Psychometric properties of the Ruminative Response Scale-short form in a clinical sample of patients with major depressive disorder

Nathalie Parola, Xavier Yves Zendjidjian, Marine Alessandrini, Karine Baumstarck, Anderson Loundou, Guillaume Fond, Fabrice Berna, Christophe Lançon, Pascal Auquier, Laurent Boyer, Nathalie Parola, Xavier Yves Zendjidjian, Marine Alessandrini, Karine Baumstarck, Anderson Loundou, Guillaume Fond, Fabrice Berna, Christophe Lançon, Pascal Auquier, Laurent Boyer

Abstract

Background: The Ruminative Response Scale (RRS)-short form is one of the most widely used measures of rumination, comprising ten items and two components: reflection and brooding. The aim of this study was to investigate RRS validity and reliability in a clinical sample of French patients with major depressive disorder (MDD).

Subjects and methods: Outpatients with a DSM-IV-TR diagnosis of MDD were recruited from a public academic hospital in France. Depressive symptoms were evaluated by the Beck Depression Inventory, anxiety by the State-Trait Anxiety Inventory - state scale, and quality of life by the 36-Item Short Form Health Survey (SF-36) questionnaire. Confirmatory factor analyses, item-dimension correlations, Cronbach's α-coefficients, Rasch statistics, and external validity were tested. Differential item functioning analyses were performed for sex.

Results: A total of 109 patients participated. The final reflection-brooding two-factor model of the RRS showed a good fit (root-mean-square error of approximation 0.041, comparative fit index 0.987, standardized root-mean-square residual 0.048) after removing one item (daily diary writing). Internal item consistency and reliability were satisfactory for the two dimensions. External validity testing confirmed that RRS scores were correlated with Beck Depression Inventory, State-Trait Anxiety Inventory, and SF-36 scores. There was no differential item functioning across sexes.

Conclusion: These results demonstrated good scale reliability and validity for assessing rumination in patients with MDD.

Keywords: major depressive disorder; psychometric properties; reliability; response-style theory; rumination; validity.

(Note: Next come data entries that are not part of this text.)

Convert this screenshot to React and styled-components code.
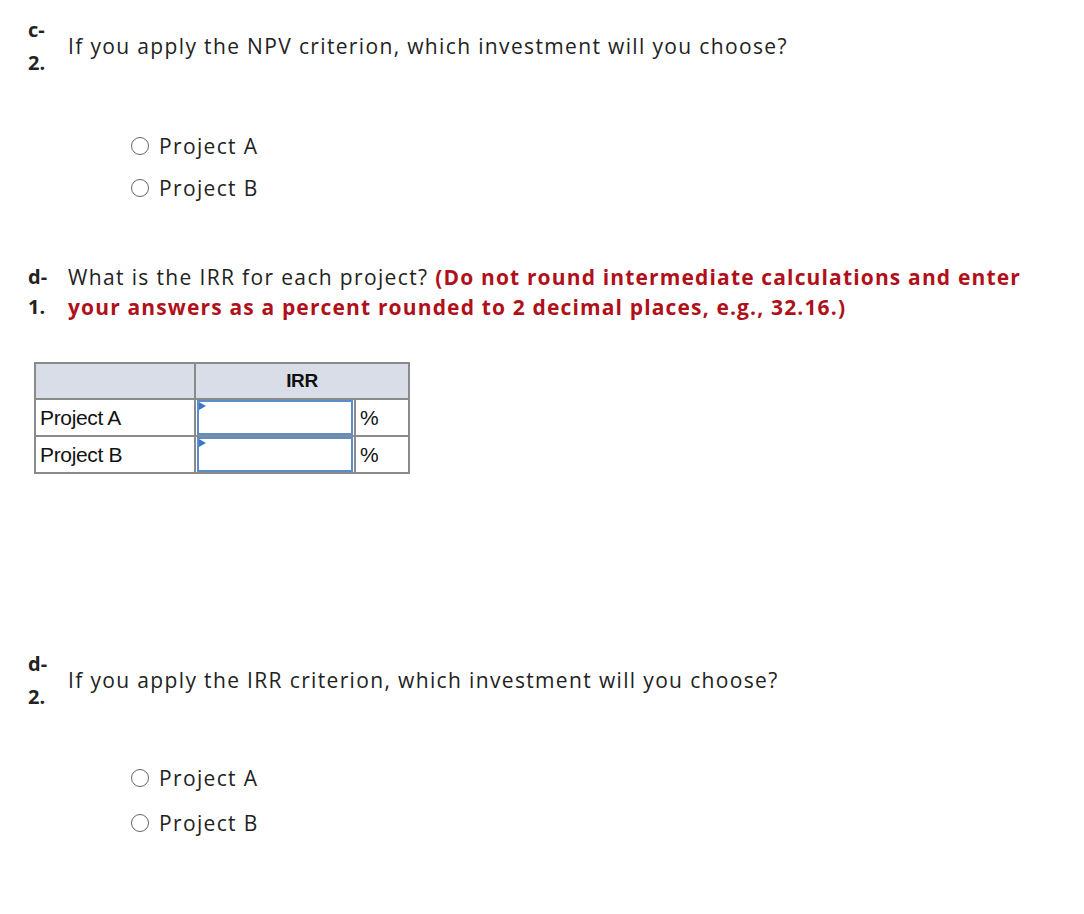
import React from "react"
import styled, { createGlobalStyle } from "styled-components"

const Global = createGlobalStyle`
  body {
    margin: 0;
    background: #fff;
    font-family: "Open Sans", "Lato", sans-serif;
    color: #222;
  }
`

const Page = styled.div`
  padding: 13px 0 40px 28px;
`

const Question = styled.div`
  display: flex;
  align-items: center;
  margin-top: ${(p) => p.$top || 0}px;
`

const Label = styled.div`
  width: 40px;
  font-weight: 700;
  font-size: 20px;
  line-height: 33px;
  flex-shrink: 0;
`

const Text = styled.div`
  font-size: 21px;
  line-height: 30px;
  letter-spacing: 1.35px;
`

const Inline = styled.div`
  display: flex;
  align-items: flex-start;
  margin-top: ${(p) => p.$top || 0}px;
`

const InlineLabel = styled.div`
  width: 40px;
  font-weight: 700;
  font-size: 20px;
  line-height: 30px;
  flex-shrink: 0;
`

const Hint = styled.span`
  color: #b0101a;
  font-weight: 700;
  letter-spacing: 1.15px;
`

const Options = styled.div`
  display: flex;
  flex-direction: column;
  gap: ${(p) => p.$gap}px;
  margin: ${(p) => p.$top}px 0 0 103px;
`

const Option = styled.label`
  display: flex;
  align-items: center;
  gap: 10px;
  font-size: 21px;
  line-height: 30px;
  letter-spacing: 1.35px;
`

const Radio = styled.span`
  width: 18px;
  height: 18px;
  border-radius: 50%;
  border: 1px solid #666;
  box-sizing: border-box;
`

const Table = styled.table`
  border-collapse: collapse;
  margin: 40px 0 0 6px;
  font-family: "Liberation Sans", Arial, sans-serif;
  font-size: 21px;
  letter-spacing: -0.35px;
  color: #111;
`

const Th = styled.th`
  background: #d9dde8;
  border: 2px solid #8a8a8a;
  height: 34px;
  width: ${(p) => p.$w}px;
  padding: 0;
  font-weight: 700;
  font-size: 19px;
`

const Td = styled.td`
  border: 2px solid #8a8a8a;
  height: 35px;
  padding: 0 4px;
  width: ${(p) => p.$w}px;
`

const InputCell = styled.td`
  border: 2px solid #8a8a8a;
  padding: 0;
  width: 158px;
`

const Input = styled.div`
  height: 35px;
  border: 2px solid #5b8dcc;
  box-sizing: border-box;
  margin: 0 1px;
  position: relative;
  &::before {
    content: "";
    position: absolute;
    left: 0;
    top: 0;
    border-left: 7px solid #3b78c4;
    border-top: 4px solid transparent;
    border-bottom: 4px solid transparent;
  }
`

const Choice = ({ top, gap }) => (
  <Options $top={top} $gap={gap}>
    <Option>
      <Radio />
      Project A
    </Option>
    <Option>
      <Radio />
      Project B
    </Option>
  </Options>
)

export default function App() {
  return (
    <>
      <Global />
      <Page>
        <Question>
          <Label>
            c-
            <br />
            2.
          </Label>
          <Text>If you apply the NPV criterion, which investment will you choose?</Text>
        </Question>
        <Choice top={52} gap={12} />

        <Inline $top={59}>
          <InlineLabel>
            d-
            <br />
            1.
          </InlineLabel>
          <Text>
            What is the IRR for each project?{" "}
            <Hint>
              (Do not round intermediate calculations and enter
              <br />
              your answers as a percent rounded to 2 decimal places, e.g., 32.16.)
            </Hint>
          </Text>
        </Inline>

        <Table>
          <thead>
            <tr>
              <Th $w={158} />
              <Th colSpan={2} $w={210}>
                IRR
              </Th>
            </tr>
          </thead>
          <tbody>
            <tr>
              <Td $w={150}>Project A</Td>
              <InputCell>
                <Input />
              </InputCell>
              <Td $w={44}>%</Td>
            </tr>
            <tr>
              <Td $w={150}>Project B</Td>
              <InputCell>
                <Input />
              </InputCell>
              <Td $w={44}>%</Td>
            </tr>
          </tbody>
        </Table>

        <Question $top={173}>
          <Label>
            d-
            <br />
            2.
          </Label>
          <Text>If you apply the IRR criterion, which investment will you choose?</Text>
        </Question>
        <Choice top={50} gap={15} />
      </Page>
    </>
  )
}
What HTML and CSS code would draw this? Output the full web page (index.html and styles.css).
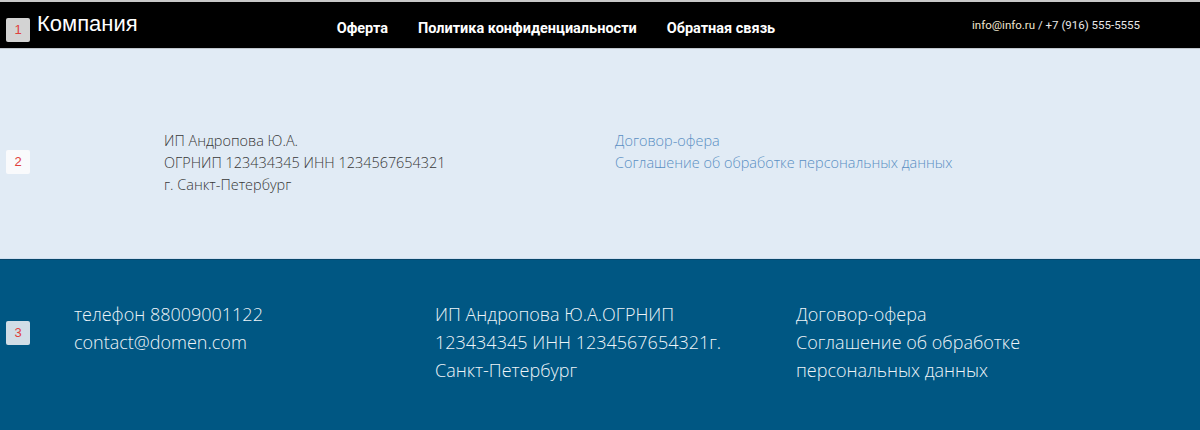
FILE: index.html
```html
<!DOCTYPE html>
<html lang="ru">
<head>
<meta charset="utf-8">
<title>Компания</title>
<link rel="stylesheet" href="styles.css">
</head>
<body>
<header class="topbar">
  <span class="badge badge-1">1</span>
  <div class="brand">Компания</div>
  <nav class="nav">
    <a class="nav-link" href="#">Оферта</a>
    <a class="nav-link" href="#">Политика конфиденциальности</a>
    <a class="nav-link" href="#">Обратная связь</a>
  </nav>
  <div class="contact"><span class="contact-mail">info@info.ru</span> / +7 (916) 555-5555</div>
</header>

<section class="info">
  <span class="badge badge-2">2</span>
  <div class="info-inner">
    <div class="info-col">
      <p>ИП Андропова Ю.А.</p>
      <p>ОГРНИП 123434345 ИНН 1234567654321</p>
      <p>г. Санкт-Петербург</p>
    </div>
    <div class="info-col">
      <p><a class="info-link" href="#">Договор-офера</a></p>
      <p><a class="info-link" href="#">Соглашение об обработке персональных данных</a></p>
    </div>
  </div>
</section>

<footer class="footer">
  <span class="badge badge-3">3</span>
  <div class="footer-inner">
    <div class="footer-col">
      <p>телефон 88009001122</p>
      <p>contact@domen.com</p>
    </div>
    <div class="footer-col">
      <p>ИП Андропова Ю.А.ОГРНИП 123434345 ИНН 1234567654321г. Санкт-Петербург</p>
    </div>
    <div class="footer-col">
      <p>Договор-офера</p>
      <p>Соглашение об обработке персональных данных</p>
    </div>
  </div>
</footer>
</body>
</html>
```

FILE: styles.css
```css
* { box-sizing: border-box; }
html, body { margin: 0; padding: 0; }
body {
  background: #005783;
  font-family: "Open Sans", "Liberation Sans", sans-serif;
  border-top: 2px solid #c9c9c9;
}
p { margin: 0; }
a { text-decoration: none; }

.badge {
  position: absolute;
  left: 6px;
  width: 24px;
  height: 24px;
  border-radius: 2px;
  background: #d3d3d3;
  color: #e0403c;
  font-family: "Liberation Sans", Arial, sans-serif;
  font-size: 13px;
  line-height: 24px;
  text-align: center;
}

.topbar {
  position: relative;
  height: 47px;
  background: #000;
  display: flex;
  align-items: center;
  padding: 0 60px 0 37px;
  border-bottom: 1px solid #bfc6cc;
}
.badge-1 { top: 16px; }
.brand {
  color: #fff;
  font-family: "Liberation Sans", Arial, sans-serif;
  font-size: 22px;
  margin-top: -3px;
}
.nav {
  display: flex;
  gap: 30px;
  margin-left: 199px;
  margin-top: 6px;
}
.nav-link {
  color: #fff;
  font-family: Roboto, "Liberation Sans", sans-serif;
  font-weight: 700;
  font-size: 14.5px;
}
.contact {
  margin-left: auto;
  color: #e8e8e8;
  font-family: Roboto, "Liberation Sans", sans-serif;
  font-size: 11.5px;
  margin-top: -1px;
}
.contact-mail { color: #f1e6cf; }

.info {
  position: relative;
  background: #e1ebf5;
  padding: 81px 0 62px;
  border-bottom: 1px solid #cfe0f1;
}
.badge-2 { top: 101px; background: #f9fafc; }
.info-inner {
  width: 902px;
  margin: 0 auto;
  display: flex;
}
.info-col {
  width: 451px;
  padding: 0 15px;
  color: #383838;
  font-size: 14.45px;
  font-weight: 300;
  line-height: 22px;
}
.info-link { color: #5a8fc3; }

.footer {
  position: relative;
  background: #005783;
  border-top: 1px solid #08466a;
  padding: 40px 0 40px;
}
.badge-3 { top: 61px; background: #d1dde6; }
.footer-inner {
  width: 1084px;
  margin: 0 0 0 58px;
  display: flex;
}
.footer-col {
  width: 361px;
  padding: 0 16px;
  color: #eef4f8;
  font-size: 18px;
  font-weight: 300;
  line-height: 28px;
}
```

Conflict of interest statement

Disclosure The authors report no conflicts of interest in this work.

Figures

Figure 1
Figure 1
Ruminative Response Scale-short form with ten items. Abbreviations: RMSEA, root-mean-square error of approximation; CFI, comparative fit index; SRMR, standardized root-mean-square residual; AIC, Akaike information criterion.
Figure 2
Figure 2
Ruminative Response Scale-short form with nine items. Abbreviations: RMSEA, root-mean-square error of approximation; CFI, comparative fit index; SRMR, standardized root-mean-square residual; AIC, Akaike information criterion.